> SOURCE EXCERPT:

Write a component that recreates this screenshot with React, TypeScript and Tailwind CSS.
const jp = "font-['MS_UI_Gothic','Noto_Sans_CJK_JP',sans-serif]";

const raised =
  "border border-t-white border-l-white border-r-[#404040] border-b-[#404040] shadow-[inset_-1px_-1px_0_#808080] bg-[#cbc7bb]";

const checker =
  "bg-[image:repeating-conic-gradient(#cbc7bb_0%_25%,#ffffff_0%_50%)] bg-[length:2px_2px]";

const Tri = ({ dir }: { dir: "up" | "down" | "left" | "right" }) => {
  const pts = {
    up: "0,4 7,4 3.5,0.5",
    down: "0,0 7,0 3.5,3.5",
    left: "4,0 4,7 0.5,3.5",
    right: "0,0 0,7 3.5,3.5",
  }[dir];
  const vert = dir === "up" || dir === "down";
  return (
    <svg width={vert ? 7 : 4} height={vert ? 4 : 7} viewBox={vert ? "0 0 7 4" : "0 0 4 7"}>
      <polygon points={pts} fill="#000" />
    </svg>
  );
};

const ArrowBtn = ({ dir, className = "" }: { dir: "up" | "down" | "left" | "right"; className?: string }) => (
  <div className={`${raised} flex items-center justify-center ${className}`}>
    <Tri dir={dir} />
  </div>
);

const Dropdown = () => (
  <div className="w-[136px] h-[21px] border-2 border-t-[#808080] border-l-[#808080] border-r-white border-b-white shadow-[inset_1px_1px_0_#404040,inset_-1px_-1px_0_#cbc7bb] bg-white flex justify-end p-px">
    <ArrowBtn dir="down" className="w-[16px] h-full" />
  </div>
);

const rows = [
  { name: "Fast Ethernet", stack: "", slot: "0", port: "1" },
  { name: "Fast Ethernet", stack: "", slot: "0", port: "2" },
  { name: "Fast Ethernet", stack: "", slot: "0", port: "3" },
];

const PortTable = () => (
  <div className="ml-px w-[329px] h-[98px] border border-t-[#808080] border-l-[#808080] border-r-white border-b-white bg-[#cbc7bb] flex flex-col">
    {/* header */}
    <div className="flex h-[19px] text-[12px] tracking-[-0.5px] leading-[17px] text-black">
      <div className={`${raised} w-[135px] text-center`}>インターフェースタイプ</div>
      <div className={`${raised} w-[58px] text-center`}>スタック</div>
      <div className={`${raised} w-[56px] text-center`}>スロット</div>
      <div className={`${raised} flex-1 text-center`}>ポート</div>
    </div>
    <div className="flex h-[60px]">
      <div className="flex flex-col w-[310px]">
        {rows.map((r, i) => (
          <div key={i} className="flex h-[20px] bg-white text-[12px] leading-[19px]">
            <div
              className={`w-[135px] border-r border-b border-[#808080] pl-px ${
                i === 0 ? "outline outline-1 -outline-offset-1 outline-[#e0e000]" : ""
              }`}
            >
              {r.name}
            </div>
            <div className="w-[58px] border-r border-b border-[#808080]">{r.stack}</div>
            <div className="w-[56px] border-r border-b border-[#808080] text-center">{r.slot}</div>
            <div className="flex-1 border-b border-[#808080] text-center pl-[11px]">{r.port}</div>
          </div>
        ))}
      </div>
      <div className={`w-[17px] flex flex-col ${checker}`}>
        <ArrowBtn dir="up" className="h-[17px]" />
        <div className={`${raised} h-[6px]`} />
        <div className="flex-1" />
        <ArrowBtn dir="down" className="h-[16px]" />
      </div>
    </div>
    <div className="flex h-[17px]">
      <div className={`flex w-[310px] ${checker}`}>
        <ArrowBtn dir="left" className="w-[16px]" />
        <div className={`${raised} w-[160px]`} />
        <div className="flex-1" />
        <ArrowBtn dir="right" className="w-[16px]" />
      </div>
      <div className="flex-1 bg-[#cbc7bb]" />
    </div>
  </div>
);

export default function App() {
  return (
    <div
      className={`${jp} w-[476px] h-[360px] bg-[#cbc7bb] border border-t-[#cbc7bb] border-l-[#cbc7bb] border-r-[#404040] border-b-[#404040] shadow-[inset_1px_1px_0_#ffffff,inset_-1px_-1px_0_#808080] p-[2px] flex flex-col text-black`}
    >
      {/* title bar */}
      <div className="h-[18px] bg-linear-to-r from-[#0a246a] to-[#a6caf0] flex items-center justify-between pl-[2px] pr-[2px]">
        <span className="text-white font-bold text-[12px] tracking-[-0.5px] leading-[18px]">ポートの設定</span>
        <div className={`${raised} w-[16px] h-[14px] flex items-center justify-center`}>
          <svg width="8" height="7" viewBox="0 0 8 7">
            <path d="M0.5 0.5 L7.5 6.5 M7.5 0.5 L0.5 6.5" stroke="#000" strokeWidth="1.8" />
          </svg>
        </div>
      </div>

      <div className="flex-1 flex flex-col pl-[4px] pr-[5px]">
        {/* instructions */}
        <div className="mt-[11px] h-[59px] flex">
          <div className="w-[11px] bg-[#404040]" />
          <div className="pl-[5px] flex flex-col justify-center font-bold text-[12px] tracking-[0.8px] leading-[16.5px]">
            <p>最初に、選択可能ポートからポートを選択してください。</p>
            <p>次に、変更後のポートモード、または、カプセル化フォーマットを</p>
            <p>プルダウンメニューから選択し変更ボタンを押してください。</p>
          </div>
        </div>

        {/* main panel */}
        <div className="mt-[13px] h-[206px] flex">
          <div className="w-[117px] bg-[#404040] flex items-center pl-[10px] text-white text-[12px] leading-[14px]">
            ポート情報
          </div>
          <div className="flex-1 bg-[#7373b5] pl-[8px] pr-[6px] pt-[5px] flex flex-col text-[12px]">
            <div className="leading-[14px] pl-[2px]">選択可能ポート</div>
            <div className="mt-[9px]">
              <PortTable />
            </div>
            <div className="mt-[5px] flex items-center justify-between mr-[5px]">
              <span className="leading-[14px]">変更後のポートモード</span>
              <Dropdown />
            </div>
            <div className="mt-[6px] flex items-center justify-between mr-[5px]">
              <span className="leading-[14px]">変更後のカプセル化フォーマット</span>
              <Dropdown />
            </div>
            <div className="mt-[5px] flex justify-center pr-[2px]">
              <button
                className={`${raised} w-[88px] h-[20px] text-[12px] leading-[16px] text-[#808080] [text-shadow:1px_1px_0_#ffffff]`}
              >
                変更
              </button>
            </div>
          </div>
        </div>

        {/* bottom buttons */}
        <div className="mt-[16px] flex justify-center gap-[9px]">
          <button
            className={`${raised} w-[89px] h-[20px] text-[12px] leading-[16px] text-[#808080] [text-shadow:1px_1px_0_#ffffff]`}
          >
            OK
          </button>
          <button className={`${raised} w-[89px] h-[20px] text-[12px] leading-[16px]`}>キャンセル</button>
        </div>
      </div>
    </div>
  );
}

> STATED EXERCISE:
The whole listing above needs to be written out again exactly.

> CORRECT OUTPUT:
Write a component that recreates this screenshot with React, TypeScript and Tailwind CSS.
const jp = "font-['MS_UI_Gothic','Noto_Sans_CJK_JP',sans-serif]";

const raised =
  "border border-t-white border-l-white border-r-[#404040] border-b-[#404040] shadow-[inset_-1px_-1px_0_#808080] bg-[#cbc7bb]";

const checker =
  "bg-[image:repeating-conic-gradient(#cbc7bb_0%_25%,#ffffff_0%_50%)] bg-[length:2px_2px]";

const Tri = ({ dir }: { dir: "up" | "down" | "left" | "right" }) => {
  const pts = {
    up: "0,4 7,4 3.5,0.5",
    down: "0,0 7,0 3.5,3.5",
    left: "4,0 4,7 0.5,3.5",
    right: "0,0 0,7 3.5,3.5",
  }[dir];
  const vert = dir === "up" || dir === "down";
  return (
    <svg width={vert ? 7 : 4} height={vert ? 4 : 7} viewBox={vert ? "0 0 7 4" : "0 0 4 7"}>
      <polygon points={pts} fill="#000" />
    </svg>
  );
};

const ArrowBtn = ({ dir, className = "" }: { dir: "up" | "down" | "left" | "right"; className?: string }) => (
  <div className={`${raised} flex items-center justify-center ${className}`}>
    <Tri dir={dir} />
  </div>
);

const Dropdown = () => (
  <div className="w-[136px] h-[21px] border-2 border-t-[#808080] border-l-[#808080] border-r-white border-b-white shadow-[inset_1px_1px_0_#404040,inset_-1px_-1px_0_#cbc7bb] bg-white flex justify-end p-px">
    <ArrowBtn dir="down" className="w-[16px] h-full" />
  </div>
);

const rows = [
  { name: "Fast Ethernet", stack: "", slot: "0", port: "1" },
  { name: "Fast Ethernet", stack: "", slot: "0", port: "2" },
  { name: "Fast Ethernet", stack: "", slot: "0", port: "3" },
];

const PortTable = () => (
  <div className="ml-px w-[329px] h-[98px] border border-t-[#808080] border-l-[#808080] border-r-white border-b-white bg-[#cbc7bb] flex flex-col">
    {/* header */}
    <div className="flex h-[19px] text-[12px] tracking-[-0.5px] leading-[17px] text-black">
      <div className={`${raised} w-[135px] text-center`}>インターフェースタイプ</div>
      <div className={`${raised} w-[58px] text-center`}>スタック</div>
      <div className={`${raised} w-[56px] text-center`}>スロット</div>
      <div className={`${raised} flex-1 text-center`}>ポート</div>
    </div>
    <div className="flex h-[60px]">
      <div className="flex flex-col w-[310px]">
        {rows.map((r, i) => (
          <div key={i} className="flex h-[20px] bg-white text-[12px] leading-[19px]">
            <div
              className={`w-[135px] border-r border-b border-[#808080] pl-px ${
                i === 0 ? "outline outline-1 -outline-offset-1 outline-[#e0e000]" : ""
              }`}
            >
              {r.name}
            </div>
            <div className="w-[58px] border-r border-b border-[#808080]">{r.stack}</div>
            <div className="w-[56px] border-r border-b border-[#808080] text-center">{r.slot}</div>
            <div className="flex-1 border-b border-[#808080] text-center pl-[11px]">{r.port}</div>
          </div>
        ))}
      </div>
      <div className={`w-[17px] flex flex-col ${checker}`}>
        <ArrowBtn dir="up" className="h-[17px]" />
        <div className={`${raised} h-[6px]`} />
        <div className="flex-1" />
        <ArrowBtn dir="down" className="h-[16px]" />
      </div>
    </div>
    <div className="flex h-[17px]">
      <div className={`flex w-[310px] ${checker}`}>
        <ArrowBtn dir="left" className="w-[16px]" />
        <div className={`${raised} w-[160px]`} />
        <div className="flex-1" />
        <ArrowBtn dir="right" className="w-[16px]" />
      </div>
      <div className="flex-1 bg-[#cbc7bb]" />
    </div>
  </div>
);

export default function App() {
  return (
    <div
      className={`${jp} w-[476px] h-[360px] bg-[#cbc7bb] border border-t-[#cbc7bb] border-l-[#cbc7bb] border-r-[#404040] border-b-[#404040] shadow-[inset_1px_1px_0_#ffffff,inset_-1px_-1px_0_#808080] p-[2px] flex flex-col text-black`}
    >
      {/* title bar */}
      <div className="h-[18px] bg-linear-to-r from-[#0a246a] to-[#a6caf0] flex items-center justify-between pl-[2px] pr-[2px]">
        <span className="text-white font-bold text-[12px] tracking-[-0.5px] leading-[18px]">ポートの設定</span>
        <div className={`${raised} w-[16px] h-[14px] flex items-center justify-center`}>
          <svg width="8" height="7" viewBox="0 0 8 7">
            <path d="M0.5 0.5 L7.5 6.5 M7.5 0.5 L0.5 6.5" stroke="#000" strokeWidth="1.8" />
          </svg>
        </div>
      </div>

      <div className="flex-1 flex flex-col pl-[4px] pr-[5px]">
        {/* instructions */}
        <div className="mt-[11px] h-[59px] flex">
          <div className="w-[11px] bg-[#404040]" />
          <div className="pl-[5px] flex flex-col justify-center font-bold text-[12px] tracking-[0.8px] leading-[16.5px]">
            <p>最初に、選択可能ポートからポートを選択してください。</p>
            <p>次に、変更後のポートモード、または、カプセル化フォーマットを</p>
            <p>プルダウンメニューから選択し変更ボタンを押してください。</p>
          </div>
        </div>

        {/* main panel */}
        <div className="mt-[13px] h-[206px] flex">
          <div className="w-[117px] bg-[#404040] flex items-center pl-[10px] text-white text-[12px] leading-[14px]">
            ポート情報
          </div>
          <div className="flex-1 bg-[#7373b5] pl-[8px] pr-[6px] pt-[5px] flex flex-col text-[12px]">
            <div className="leading-[14px] pl-[2px]">選択可能ポート</div>
            <div className="mt-[9px]">
              <PortTable />
            </div>
            <div className="mt-[5px] flex items-center justify-between mr-[5px]">
              <span className="leading-[14px]">変更後のポートモード</span>
              <Dropdown />
            </div>
            <div className="mt-[6px] flex items-center justify-between mr-[5px]">
              <span className="leading-[14px]">変更後のカプセル化フォーマット</span>
              <Dropdown />
            </div>
            <div className="mt-[5px] flex justify-center pr-[2px]">
              <button
                className={`${raised} w-[88px] h-[20px] text-[12px] leading-[16px] text-[#808080] [text-shadow:1px_1px_0_#ffffff]`}
              >
                変更
              </button>
            </div>
          </div>
        </div>

        {/* bottom buttons */}
        <div className="mt-[16px] flex justify-center gap-[9px]">
          <button
            className={`${raised} w-[89px] h-[20px] text-[12px] leading-[16px] text-[#808080] [text-shadow:1px_1px_0_#ffffff]`}
          >
            OK
          </button>
          <button className={`${raised} w-[89px] h-[20px] text-[12px] leading-[16px]`}>キャンセル</button>
        </div>
      </div>
    </div>
  );
}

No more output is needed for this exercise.